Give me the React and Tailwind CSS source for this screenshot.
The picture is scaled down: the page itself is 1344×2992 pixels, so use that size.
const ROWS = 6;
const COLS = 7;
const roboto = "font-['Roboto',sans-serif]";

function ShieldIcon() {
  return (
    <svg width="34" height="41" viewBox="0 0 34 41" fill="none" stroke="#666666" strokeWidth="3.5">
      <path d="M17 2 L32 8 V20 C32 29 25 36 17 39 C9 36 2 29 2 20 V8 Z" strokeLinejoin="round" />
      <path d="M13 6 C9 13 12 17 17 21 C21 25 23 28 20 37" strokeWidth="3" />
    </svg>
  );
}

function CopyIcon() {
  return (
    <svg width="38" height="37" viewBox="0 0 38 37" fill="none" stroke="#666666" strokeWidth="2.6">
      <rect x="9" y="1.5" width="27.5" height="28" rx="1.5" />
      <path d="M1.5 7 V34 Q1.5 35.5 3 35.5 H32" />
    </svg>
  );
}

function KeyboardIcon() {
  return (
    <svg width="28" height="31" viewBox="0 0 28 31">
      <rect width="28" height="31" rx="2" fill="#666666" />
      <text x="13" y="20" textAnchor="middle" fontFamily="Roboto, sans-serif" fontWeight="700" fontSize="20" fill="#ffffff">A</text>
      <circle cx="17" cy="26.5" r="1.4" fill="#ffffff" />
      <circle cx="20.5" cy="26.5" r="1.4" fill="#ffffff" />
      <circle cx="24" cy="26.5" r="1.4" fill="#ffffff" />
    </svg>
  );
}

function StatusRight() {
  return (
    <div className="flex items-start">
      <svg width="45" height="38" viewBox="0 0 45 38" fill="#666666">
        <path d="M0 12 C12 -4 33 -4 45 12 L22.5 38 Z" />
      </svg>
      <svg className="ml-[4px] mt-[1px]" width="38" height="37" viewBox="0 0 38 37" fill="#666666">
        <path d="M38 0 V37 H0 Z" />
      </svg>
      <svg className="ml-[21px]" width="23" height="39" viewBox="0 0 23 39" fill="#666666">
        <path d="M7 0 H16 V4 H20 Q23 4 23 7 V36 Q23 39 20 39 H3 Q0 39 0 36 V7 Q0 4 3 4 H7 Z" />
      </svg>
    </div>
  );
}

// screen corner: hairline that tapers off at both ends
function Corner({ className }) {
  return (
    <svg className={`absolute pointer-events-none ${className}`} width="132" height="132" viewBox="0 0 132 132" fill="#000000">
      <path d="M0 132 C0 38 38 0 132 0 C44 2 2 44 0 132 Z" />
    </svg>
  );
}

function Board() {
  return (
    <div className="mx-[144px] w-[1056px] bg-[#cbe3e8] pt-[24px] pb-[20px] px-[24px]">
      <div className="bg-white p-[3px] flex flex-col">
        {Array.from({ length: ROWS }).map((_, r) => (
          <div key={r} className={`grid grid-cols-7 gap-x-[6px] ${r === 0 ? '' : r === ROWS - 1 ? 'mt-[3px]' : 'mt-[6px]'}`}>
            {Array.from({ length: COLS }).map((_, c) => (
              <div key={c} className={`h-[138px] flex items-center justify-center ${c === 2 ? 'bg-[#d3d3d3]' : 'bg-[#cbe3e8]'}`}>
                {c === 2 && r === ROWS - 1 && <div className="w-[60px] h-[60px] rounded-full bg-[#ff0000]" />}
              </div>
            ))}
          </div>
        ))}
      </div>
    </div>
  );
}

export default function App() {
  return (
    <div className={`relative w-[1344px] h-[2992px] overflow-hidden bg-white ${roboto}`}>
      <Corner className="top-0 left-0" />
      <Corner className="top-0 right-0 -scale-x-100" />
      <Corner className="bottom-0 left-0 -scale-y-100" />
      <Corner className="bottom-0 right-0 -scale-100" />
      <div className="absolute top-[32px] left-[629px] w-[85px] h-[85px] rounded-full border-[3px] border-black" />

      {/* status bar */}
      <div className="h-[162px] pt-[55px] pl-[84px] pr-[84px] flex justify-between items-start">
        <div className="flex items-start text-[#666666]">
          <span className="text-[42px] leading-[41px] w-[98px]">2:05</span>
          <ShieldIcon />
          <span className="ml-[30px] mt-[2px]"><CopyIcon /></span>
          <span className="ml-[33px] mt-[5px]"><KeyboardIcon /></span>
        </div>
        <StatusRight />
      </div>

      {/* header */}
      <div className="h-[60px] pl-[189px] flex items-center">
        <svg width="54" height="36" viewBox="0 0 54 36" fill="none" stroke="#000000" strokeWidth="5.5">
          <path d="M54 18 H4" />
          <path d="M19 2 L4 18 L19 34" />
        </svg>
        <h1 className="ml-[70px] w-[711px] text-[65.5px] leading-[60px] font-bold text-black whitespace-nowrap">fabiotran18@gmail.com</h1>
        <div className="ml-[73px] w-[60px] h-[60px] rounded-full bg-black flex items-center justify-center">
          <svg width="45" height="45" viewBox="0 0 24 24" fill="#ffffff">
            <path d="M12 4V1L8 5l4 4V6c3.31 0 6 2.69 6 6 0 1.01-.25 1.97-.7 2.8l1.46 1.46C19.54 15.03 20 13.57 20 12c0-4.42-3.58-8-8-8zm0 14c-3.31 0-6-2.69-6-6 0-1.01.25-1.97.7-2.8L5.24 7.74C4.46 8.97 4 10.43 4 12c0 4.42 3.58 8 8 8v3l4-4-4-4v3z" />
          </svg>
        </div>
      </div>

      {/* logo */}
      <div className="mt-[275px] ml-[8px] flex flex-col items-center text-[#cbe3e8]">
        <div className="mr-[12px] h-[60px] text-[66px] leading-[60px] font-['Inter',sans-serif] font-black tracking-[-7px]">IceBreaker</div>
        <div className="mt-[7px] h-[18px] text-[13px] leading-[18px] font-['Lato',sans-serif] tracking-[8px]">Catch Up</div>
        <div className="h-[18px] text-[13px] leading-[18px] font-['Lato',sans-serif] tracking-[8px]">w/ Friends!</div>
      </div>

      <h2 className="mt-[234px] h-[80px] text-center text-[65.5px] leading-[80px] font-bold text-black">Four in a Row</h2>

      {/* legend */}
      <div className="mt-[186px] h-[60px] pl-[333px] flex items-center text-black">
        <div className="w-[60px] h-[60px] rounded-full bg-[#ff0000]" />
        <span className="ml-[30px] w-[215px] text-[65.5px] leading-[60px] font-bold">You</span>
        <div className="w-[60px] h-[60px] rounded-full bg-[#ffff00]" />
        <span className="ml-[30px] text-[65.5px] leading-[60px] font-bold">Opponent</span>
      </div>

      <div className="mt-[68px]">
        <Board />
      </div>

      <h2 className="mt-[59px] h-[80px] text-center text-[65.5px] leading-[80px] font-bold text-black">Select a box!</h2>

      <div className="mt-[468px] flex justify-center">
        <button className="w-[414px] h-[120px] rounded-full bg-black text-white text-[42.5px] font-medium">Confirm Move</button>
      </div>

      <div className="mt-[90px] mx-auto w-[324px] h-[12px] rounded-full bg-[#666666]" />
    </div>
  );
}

> [THE PROBLEM]: Write down the full listing again, exactly.

> [SOLVED EXERCISE]:
Give me the React and Tailwind CSS source for this screenshot.
The picture is scaled down: the page itself is 1344×2992 pixels, so use that size.
const ROWS = 6;
const COLS = 7;
const roboto = "font-['Roboto',sans-serif]";

function ShieldIcon() {
  return (
    <svg width="34" height="41" viewBox="0 0 34 41" fill="none" stroke="#666666" strokeWidth="3.5">
      <path d="M17 2 L32 8 V20 C32 29 25 36 17 39 C9 36 2 29 2 20 V8 Z" strokeLinejoin="round" />
      <path d="M13 6 C9 13 12 17 17 21 C21 25 23 28 20 37" strokeWidth="3" />
    </svg>
  );
}

function CopyIcon() {
  return (
    <svg width="38" height="37" viewBox="0 0 38 37" fill="none" stroke="#666666" strokeWidth="2.6">
      <rect x="9" y="1.5" width="27.5" height="28" rx="1.5" />
      <path d="M1.5 7 V34 Q1.5 35.5 3 35.5 H32" />
    </svg>
  );
}

function KeyboardIcon() {
  return (
    <svg width="28" height="31" viewBox="0 0 28 31">
      <rect width="28" height="31" rx="2" fill="#666666" />
      <text x="13" y="20" textAnchor="middle" fontFamily="Roboto, sans-serif" fontWeight="700" fontSize="20" fill="#ffffff">A</text>
      <circle cx="17" cy="26.5" r="1.4" fill="#ffffff" />
      <circle cx="20.5" cy="26.5" r="1.4" fill="#ffffff" />
      <circle cx="24" cy="26.5" r="1.4" fill="#ffffff" />
    </svg>
  );
}

function StatusRight() {
  return (
    <div className="flex items-start">
      <svg width="45" height="38" viewBox="0 0 45 38" fill="#666666">
        <path d="M0 12 C12 -4 33 -4 45 12 L22.5 38 Z" />
      </svg>
      <svg className="ml-[4px] mt-[1px]" width="38" height="37" viewBox="0 0 38 37" fill="#666666">
        <path d="M38 0 V37 H0 Z" />
      </svg>
      <svg className="ml-[21px]" width="23" height="39" viewBox="0 0 23 39" fill="#666666">
        <path d="M7 0 H16 V4 H20 Q23 4 23 7 V36 Q23 39 20 39 H3 Q0 39 0 36 V7 Q0 4 3 4 H7 Z" />
      </svg>
    </div>
  );
}

// screen corner: hairline that tapers off at both ends
function Corner({ className }) {
  return (
    <svg className={`absolute pointer-events-none ${className}`} width="132" height="132" viewBox="0 0 132 132" fill="#000000">
      <path d="M0 132 C0 38 38 0 132 0 C44 2 2 44 0 132 Z" />
    </svg>
  );
}

function Board() {
  return (
    <div className="mx-[144px] w-[1056px] bg-[#cbe3e8] pt-[24px] pb-[20px] px-[24px]">
      <div className="bg-white p-[3px] flex flex-col">
        {Array.from({ length: ROWS }).map((_, r) => (
          <div key={r} className={`grid grid-cols-7 gap-x-[6px] ${r === 0 ? '' : r === ROWS - 1 ? 'mt-[3px]' : 'mt-[6px]'}`}>
            {Array.from({ length: COLS }).map((_, c) => (
              <div key={c} className={`h-[138px] flex items-center justify-center ${c === 2 ? 'bg-[#d3d3d3]' : 'bg-[#cbe3e8]'}`}>
                {c === 2 && r === ROWS - 1 && <div className="w-[60px] h-[60px] rounded-full bg-[#ff0000]" />}
              </div>
            ))}
          </div>
        ))}
      </div>
    </div>
  );
}

export default function App() {
  return (
    <div className={`relative w-[1344px] h-[2992px] overflow-hidden bg-white ${roboto}`}>
      <Corner className="top-0 left-0" />
      <Corner className="top-0 right-0 -scale-x-100" />
      <Corner className="bottom-0 left-0 -scale-y-100" />
      <Corner className="bottom-0 right-0 -scale-100" />
      <div className="absolute top-[32px] left-[629px] w-[85px] h-[85px] rounded-full border-[3px] border-black" />

      {/* status bar */}
      <div className="h-[162px] pt-[55px] pl-[84px] pr-[84px] flex justify-between items-start">
        <div className="flex items-start text-[#666666]">
          <span className="text-[42px] leading-[41px] w-[98px]">2:05</span>
          <ShieldIcon />
          <span className="ml-[30px] mt-[2px]"><CopyIcon /></span>
          <span className="ml-[33px] mt-[5px]"><KeyboardIcon /></span>
        </div>
        <StatusRight />
      </div>

      {/* header */}
      <div className="h-[60px] pl-[189px] flex items-center">
        <svg width="54" height="36" viewBox="0 0 54 36" fill="none" stroke="#000000" strokeWidth="5.5">
          <path d="M54 18 H4" />
          <path d="M19 2 L4 18 L19 34" />
        </svg>
        <h1 className="ml-[70px] w-[711px] text-[65.5px] leading-[60px] font-bold text-black whitespace-nowrap">fabiotran18@gmail.com</h1>
        <div className="ml-[73px] w-[60px] h-[60px] rounded-full bg-black flex items-center justify-center">
          <svg width="45" height="45" viewBox="0 0 24 24" fill="#ffffff">
            <path d="M12 4V1L8 5l4 4V6c3.31 0 6 2.69 6 6 0 1.01-.25 1.97-.7 2.8l1.46 1.46C19.54 15.03 20 13.57 20 12c0-4.42-3.58-8-8-8zm0 14c-3.31 0-6-2.69-6-6 0-1.01.25-1.97.7-2.8L5.24 7.74C4.46 8.97 4 10.43 4 12c0 4.42 3.58 8 8 8v3l4-4-4-4v3z" />
          </svg>
        </div>
      </div>

      {/* logo */}
      <div className="mt-[275px] ml-[8px] flex flex-col items-center text-[#cbe3e8]">
        <div className="mr-[12px] h-[60px] text-[66px] leading-[60px] font-['Inter',sans-serif] font-black tracking-[-7px]">IceBreaker</div>
        <div className="mt-[7px] h-[18px] text-[13px] leading-[18px] font-['Lato',sans-serif] tracking-[8px]">Catch Up</div>
        <div className="h-[18px] text-[13px] leading-[18px] font-['Lato',sans-serif] tracking-[8px]">w/ Friends!</div>
      </div>

      <h2 className="mt-[234px] h-[80px] text-center text-[65.5px] leading-[80px] font-bold text-black">Four in a Row</h2>

      {/* legend */}
      <div className="mt-[186px] h-[60px] pl-[333px] flex items-center text-black">
        <div className="w-[60px] h-[60px] rounded-full bg-[#ff0000]" />
        <span className="ml-[30px] w-[215px] text-[65.5px] leading-[60px] font-bold">You</span>
        <div className="w-[60px] h-[60px] rounded-full bg-[#ffff00]" />
        <span className="ml-[30px] text-[65.5px] leading-[60px] font-bold">Opponent</span>
      </div>

      <div className="mt-[68px]">
        <Board />
      </div>

      <h2 className="mt-[59px] h-[80px] text-center text-[65.5px] leading-[80px] font-bold text-black">Select a box!</h2>

      <div className="mt-[468px] flex justify-center">
        <button className="w-[414px] h-[120px] rounded-full bg-black text-white text-[42.5px] font-medium">Confirm Move</button>
      </div>

      <div className="mt-[90px] mx-auto w-[324px] h-[12px] rounded-full bg-[#666666]" />
    </div>
  );
}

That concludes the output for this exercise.